The pdf closes with 10 different qualities for magical weapons and armor. Unfortunately, the editing also detracts from this chapter, with lacking punctuation making several abilities harder to understand than necessary.
If this pdf has one issue, it’s editing and formatting – there are A LOT glitches in here. From lacking italicization of spells to lacking bold print, brackets, punctuation and so on, we run the gamut of glitch upon glitch – and while most don’t impede the overall usability of the pdf, there unfortunately are several glitches in here that do so – beyond obvious ones, one can also find one particular issue that galls me: The writing is often simply less concise than it should be – due to punctuation-glitches sentences tend to blur together and unnecessarily obscure the rules-content – in parts of the pdf, that is – in other parts everything is all hunky-dory.
Layout adheres to a parchment-background 2-column standard with original pieces of full color artwork and the pdf comes fully bookmarked.
Oh boy. When I started reading the dimensional knight, I was grinning from ear to ear – this class rocks hard and its execution is solid – with the caveat that DMs definitely should limit the portal abilities of the class – unlimited uses are going to break your game if not handed VERY carefully. The spellslinger is also a rather neat PrC and by this time, I was actually really into this pdf. Then the thunder chief came and while I like it’s idea, I already elaborated on why the class feels more like an afterthought and not nearly on par with the first two to me. Still, a good pdf so far.

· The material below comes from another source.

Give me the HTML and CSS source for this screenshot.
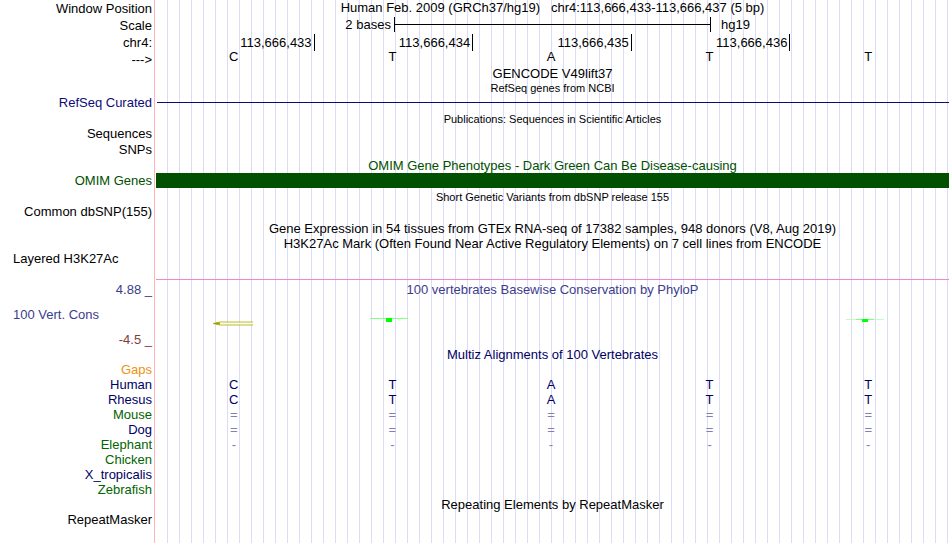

And then the rest came alongside a sudden and perceivable drop in editing, wording and conciseness regarding the rules – almost as if a completely different person wrote it, with completely different (read: none) Q&A-standards. As awesome as the first part of the pdf was, as utterly disappointing and at times even broken the second part was to me – not unsalvageably so, mind you, for a lot of the issues stem from a lack of editing of these rules-sections , but still as if it was the product of a whole different company.

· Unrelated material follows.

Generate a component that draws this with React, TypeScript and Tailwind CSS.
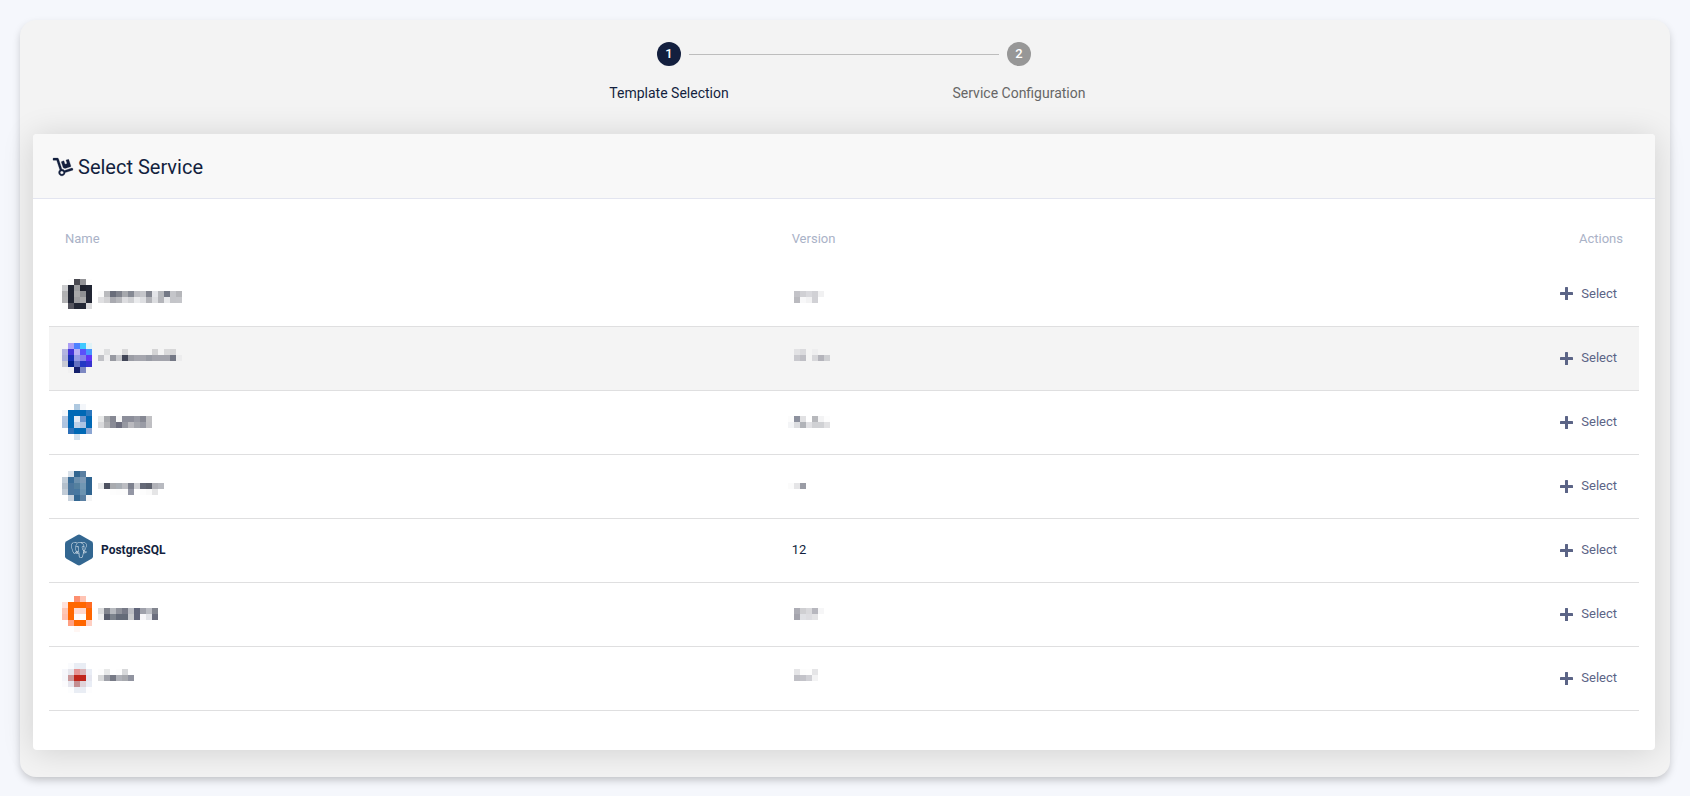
import { FaDolly } from "react-icons/fa";
import { SiPostgresql } from "react-icons/si";

// Each row is a list of 6px cells, "-" leaves a cell empty
type Pixels = string[];

type Service = {
  id: string;
  name?: string;
  version?: string;
  namePixels?: Pixels;
  versionPixels?: Pixels;
  highlighted?: boolean;
};

const services: Service[] = [
  {
    id: "service-1",
    namePixels: [
      "- #fcfcfc #4a4a52 #949498 #fdfdfd",
      "#cbccce #222634 #9c9da0 #20232f #222634",
      "#b0b0b2 #222634 #a8a8aa #8f9094 #222634 - #fafafa #b9babd #696d7a #7f828c #a6a8ad #858993 #bdbec3 #c5c6ca #82858f #e3e4e8 #b5b7bb #747986 #c4c5c9 #b5b6ba",
      "#b3b3b5 #222634 #9e9ea1 #a8a8aa #222634 - #e0e0e2 #d3d3d5 #a9aab0 #b7b8bc #dddde0 #cfd0d3 #eaebed #dedfe2 #b3b4b9 #dcdde0 #b4b5ba #e8e9eb #c4c5c9 #c5c6ca",
      "#fdfdfd #54545e #222634 #222634 #dadadc",
    ],
    versionPixels: ["-", "-", "- #c3c3c8 #d0d0d4 #d9d9dd #d1d1d5 #f1f1f2", "- #bababf #f8f8f9 #f2f2f3 #d1d1d5", "-"],
  },
  {
    id: "service-2",
    highlighted: true,
    namePixels: [
      "- #ab9ef5 #4c80ff #3fc8ff #e0f2f6",
      "#b3b5e0 #4334d8 #bab0f5 #5b50fa #4896ff - - #dedfe0 - - #d9d9da - - - - #d4d4d5 - #dadadb #d6d6d7",
      "#acb0d8 #1830b5 #969be4 #8580ea #6036f5 - #c0c1c6 #eeeeef #9799a1 #c6c7cb #424657 #9b9da5 #a5a6ae #a5a6ae #999ca5 #a3a4ac #a3a4ac #a3a4ac #747885 #ececed",
      "#c8cad4 #02208c #6271c0 #2338c4 #3833cf",
      "- #f0f0f1 #15206c #7d88c2 -",
    ],
    versionPixels: ["-", "- #e2e2e4 #dadadd - #eeeeef", "- #c9c9ce #bfbfc5 - #d7d7da #b4b4bb #cecfd2", "-", "-"],
  },
  {
    id: "service-3",
    namePixels: [
      "- - #afc9e0 #f3f6fa",
      "#f4f7fb #0068b5 #0068b5 #0068b5 #2c78be",
      "#b2c6e1 #0068b5 #e2e9f4 #6c94cc #0068b5 - #e8e9e9 #a7a9ad #868893 #f8f8f8 #8c8e9a #8c8e9a #999ba5 #868893 #c1c1c4",
      "#aec4e0 #0068b5 #bdd0e8 #abc2e2 #0068b5 - #d8d9db #b2b3b6 #898b96 #6c6e7e #9698a1 #bababf #a4a6ad #999ba5 #bfbfc3",
      "- #2c70b8 #0068b5 #0068b5 #8aa5d2",
      "- - #d3e1ef #fdfdfe",
    ],
    versionPixels: ["-", "-", "#fcfcfc #8d919e #e1e1e3 - #b7b8bc #f3f3f4 #fdfdfd", "#f3f4f6 #dcdde0 #b1b3b8 #e1e1e4 #d0d1d4 #d0d1d4 #e1e1e3", "-", "-"],
  },
  {
    id: "service-4",
    namePixels: [
      "- #d9e1e9 #326690 #5b80a2 -",
      "#c3ced9 #3a6d98 #6b90ae #7d9ab5 #2f6490",
      "#b4c0cc #4b769d #54809f #7197b3 #2f6490 - #e9eaeb #4d5160 #a9abaf #aaafb5 #bcbdc2 #7c808d #cfd0d4 #656977 #5f636f #b0b1b7 #b8bac0",
      "#c1cbd6 #4b769d #4777a0 #6c93b0 #2f6490 - - - #fdfdfd #fcfcfc #fcfcfc #9497a5 - #fdfdfd #fafafa #e5e5e6",
      "- #c8d2dd #336792 #5b80a2 #f4f5f6",
    ],
    versionPixels: ["-", "-", "#fbfbfb #e5e5e7 #9a9ca5", "-", "-"],
  },
  { id: "service-5", name: "PostgreSQL", version: "12" },
  {
    id: "service-6",
    namePixels: [
      "- - #fd8f70 #ffc4b4 -",
      "#ffe2dc #ff6600 #ff6600 #ff6600 #ff6c24",
      "#ffc6b5 #ff6600 #ffdad2 #ffd8ce #ff6600 - #dadbdc #81848d #b7babf #8f929b #777a87 #bbbdc4 #60657a #9fa1ab #bbbdc4 #82858f",
      "#ffbfae #ff6600 #fffafa - #ff6600 - #eeeeee #575c6b #7c838c #646b78 #646b78 #c8cace #60657a #f8f7fa #e3e4e9 #6b6e7e",
      "- #ff9f81 #ff6600 #ff6600 #ffcfc2",
      "- - #fff6f3",
    ],
    versionPixels: ["-", "-", "- #adadb5 #cfcfd2 #d9d9dc #b7b7be #f6f6f7", "- #a4a4ad #e0e1e5 #dddde1 #e3e3e5", "-", "-"],
  },
  {
    id: "service-7",
    namePixels: [
      "- #fafbfd #e9edf4 #e9edf4 -",
      "#f6f7fb #e5e5ec #e49494 #dcb4b7 #e9edf5 - #fdfdfd #e8e9e9 - #fdfdfd #d8d9db",
      "#f5f6fa #c99799 #c0261c #c0261c #e5e6ef - #d9dadb #9fa1a9 #777a86 #b0b2b9 #a8aaaf #9194a0",
      "#fbfbfd #e5e5ed #c38f92 #dfd3d9 #e9edf5",
      "- #fcfdfe #e9edf4 #e9edf4 #fdfdfe",
    ],
    versionPixels: ["-", "- #e5e5e7 #fcfcfc #fdfdfd #e5e5e7", "- #c0c0c6 #c3c3c9 #d0d0d5 #f3f3f4", "-", "-"],
  },
];

function Mosaic({ rows, className }: { rows: Pixels; className: string }) {
  const cells = rows.map((row) => row.split(" "));
  const width = Math.max(...cells.map((row) => row.length)) * 6;
  const height = cells.length * 6;

  return (
    <svg className={className} width={width} height={height} viewBox={`0 0 ${width} ${height}`} shapeRendering="crispEdges" aria-hidden="true">
      {cells.map((row, y) =>
        row.map((fill, x) =>
          fill === "-" ? null : <rect key={`${x}-${y}`} x={x * 6} y={y * 6} width="6" height="6" fill={fill} />
        )
      )}
    </svg>
  );
}

function PostgresLogo() {
  return (
    <span className="grid h-8 w-7 place-items-center">
      <svg className="col-start-1 row-start-1" width="28" height="32" viewBox="0 0 28 32" aria-hidden="true">
        <path d="M12.5 1Q14 .2 15.500 1L26.500 7.300Q28 8.200 28 9.800V22.200Q28 23.800 26.500 24.700L15.500 31Q14 31.800 12.500 31L1.500 24.700Q0 23.800 0 22.200V9.800Q0 8.200 1.500 7.300Z" fill="#336791" />
      </svg>
      <SiPostgresql className="col-start-1 row-start-1 h-4 w-4 text-[#e6eef4]" />
    </span>
  );
}

function PlusIcon() {
  return (
    <svg width="13" height="13" viewBox="0 0 13 13" fill="currentColor" aria-hidden="true">
      <rect x="5" width="3" height="13" rx="0.6" />
      <rect y="5" width="13" height="3" rx="0.6" />
    </svg>
  );
}

function Stepper() {
  return (
    <ol className="mx-auto flex w-full max-w-[700px] text-center text-sm">
      <li className="flex-1" aria-current="step">
        <div className="flex items-center gap-2">
          <span className="flex-1" />
          <span className="flex h-6 w-6 items-center justify-center rounded-full bg-[#131f3e] text-[13px] font-medium text-white">1</span>
          <span className="h-px flex-1 bg-[#bdbdbd]" />
        </div>
        <p className="mt-[17px] text-[#131f3e]">Template Selection</p>
      </li>
      <li className="flex-1">
        <div className="flex items-center gap-2">
          <span className="h-px flex-1 bg-[#bdbdbd]" />
          <span className="flex h-6 w-6 items-center justify-center rounded-full bg-[#979797] text-[13px] font-medium text-white">2</span>
          <span className="flex-1" />
        </div>
        <p className="mt-[17px] text-[#666666]">Service Configuration</p>
      </li>
    </ol>
  );
}

export default function App() {
  return (
    <div className="min-h-screen bg-[#f5f7fc] p-5 font-['Roboto',sans-serif] text-[#131f3e]">
      <main className="rounded-2xl bg-[#f3f3f3] pt-[22px] pr-[15px] pb-[27px] pl-[13px] shadow-[0_4px_8px_-1px_rgba(0,0,0,0.22)]">
        <Stepper />

        {/* Service list card */}
        <section className="mt-[31px] overflow-hidden rounded bg-white shadow-[0_2px_32px_rgba(0,0,0,0.14)]">
          <header className="flex h-[65px] items-center gap-[5px] border-b border-[#e3e5f0] bg-[#f8f8f8] px-5 pt-0.5">
            <FaDolly className="h-[18px] w-5 overflow-visible" strokeWidth="8" />
            <h1 className="text-xl">Select Service</h1>
          </header>

          <div className="px-4 pt-4 pb-[39px]">
            <table className="w-full table-fixed text-[13px]">
              <thead>
                <tr className="h-[47px] text-[#aab2c7]">
                  <th className="w-[45.7%] px-4 text-left font-normal">Name</th>
                  <th className="px-4 text-left font-normal">Version</th>
                  <th className="w-[20%] px-4 text-right font-normal">Actions</th>
                </tr>
              </thead>
              <tbody>
                {services.map((service) => (
                  <tr key={service.id} className={`h-16 border-b border-[#dfdfe0] ${service.highlighted ? "bg-[#f4f4f4]" : ""}`}>
                    <td className="px-4">
                      {service.namePixels ? (
                        <Mosaic rows={service.namePixels} className="-ml-[3px] block" />
                      ) : (
                        <div className="flex items-center gap-2 text-xs font-bold">
                          <PostgresLogo />
                          {service.name}
                        </div>
                      )}
                    </td>
                    <td className="px-4">
                      {service.versionPixels ? <Mosaic rows={service.versionPixels} className="-ml-1 block" /> : service.version}
                    </td>
                    <td className="px-4 text-right">
                      <button type="button" className="inline-flex items-center gap-2 px-1.5 py-2 text-[#5b6486]">
                        <PlusIcon />
                        Select
                      </button>
                    </td>
                  </tr>
                ))}
              </tbody>
            </table>
          </div>
        </section>
      </main>
    </div>
  );
}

Where the first two classes exhibit a consciousness for moderately complex ideas and cool implementations, the second half falls rather flat of both the first half’s quality and production values. Were I only to judge the first half, we’d be looking at a verdict in the higher echelons of my rating system, but due to the deeply flawed editing that serves to actually obfuscate how some pieces of crunch are supposed to work, especially in the second half of the product, I can’t rate this higher than 2.5 stars, rounded up to 3. If you’re picky about precisely formulated rules, then wait and hope for a revision, but if the first two classes sounded intriguing to you, then you still might want to check this out – it is definitely worth a try if you can see past its flaws. One consolation for me is that having read other pdfs by LRGG, I know they can do better editing-wise and I hope this pdf’s second half remains an isolated incident. Still, as mentioned before, if you like the idea of the Dimensional Knight, I encourage you to take a look.